A REVIEW into the use of heavily-criticised pre-pack administrations has rejected the idea of legislative scrutiny, in favour of a series of voluntary measures that will make the process more transparent, fair and give creditors a better deal.

Teresa Graham, the ICAEW member who led the government-commissioned review, said that pre-packs should have a place in the UK’s insolvency landscape, but called for “major improvements” in how they are administered.

A pre-pack administration is where the sale of the business is marketed prior to the company entering administration and subsequently sold on appointment of administrators. However, the administrators must submit a SIP16 report outlining why the pre-pack was chosen as the best course of action for creditors

Around 600 of the 2,365 UK companies that went into administration last year were subject to pre-packs, an insolvency process that has been much maligned because creditors are usually left out of the loop until the sale has taken place. In some instances a supplier that is owed money does not realise a pre-pack has taken place until they contact a company to chase payment. As with all administrations, the debt held by a company is usually reduced when it enters an insolvency process.

‘Pre-pack pool’

Graham’s recommendations include creating a ‘pre-pack pool’ where deals will be scrutinised prior to a sale taking place, though the system would only examine deals where there is a “connected party” involved, such as a director of the failed business.

Under the proposals, members of the pool are expected to spend no longer than half a day reviewing a pre-pack proposal to avoid delays. Phillip Sykes, head of restructuring and insolvency at Moore Stephens, said it may be hard to keep to that schedule.

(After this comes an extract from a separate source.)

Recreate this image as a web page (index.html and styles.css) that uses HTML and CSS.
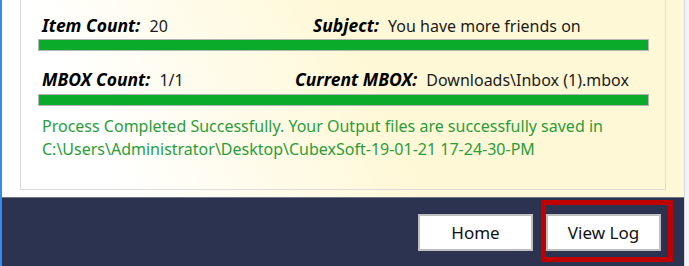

“There is a real risk that the amount of information included in the reports for the pool becomes unmanageable, as existing business owners try to protect themselves from any potential litigation by disclosing as much as possible in their pre-pack proposal,” Sykes said.

Any connected party will also be required to complete a ‘viability review’ for the new company, while valuations must carried out by a valuer who holds professional indemnity insurance, to increase confidence that the sale is for a fair price. Additionally, proper marketing must be undertaken to maximise sale proceeds.

“I believe my proposals, implemented as a complete package, will lead to real improvements in pre-packs,” Graham said. “I hope the insolvency industry, as well as all those in business, will embrace these measures as it is in everyone’s interest that they are successful. I believe they will lead to real improvements in transparency and scrutiny.”

Innovative and measured proposals

Giles Frampton, president of insolvency trade body R3, said the report is “an excellent contribution to the pre-pack debate”.

“The report’s recommendations are innovative, measured, and worth exploring. It is also encouraging to see the report’s recommendations focus on more than just the insolvency practitioner’s role in a pre-pack. Instead – and rightly – the report turns the spotlight on directors involved in a connected party pre-pack.”

Legislation could follow unless changes are made to the existing system.

“Should these measures fail to have the desired impact and they are not adopted as I would hope by the market, then government should consider legislating,” Teresa Graham said.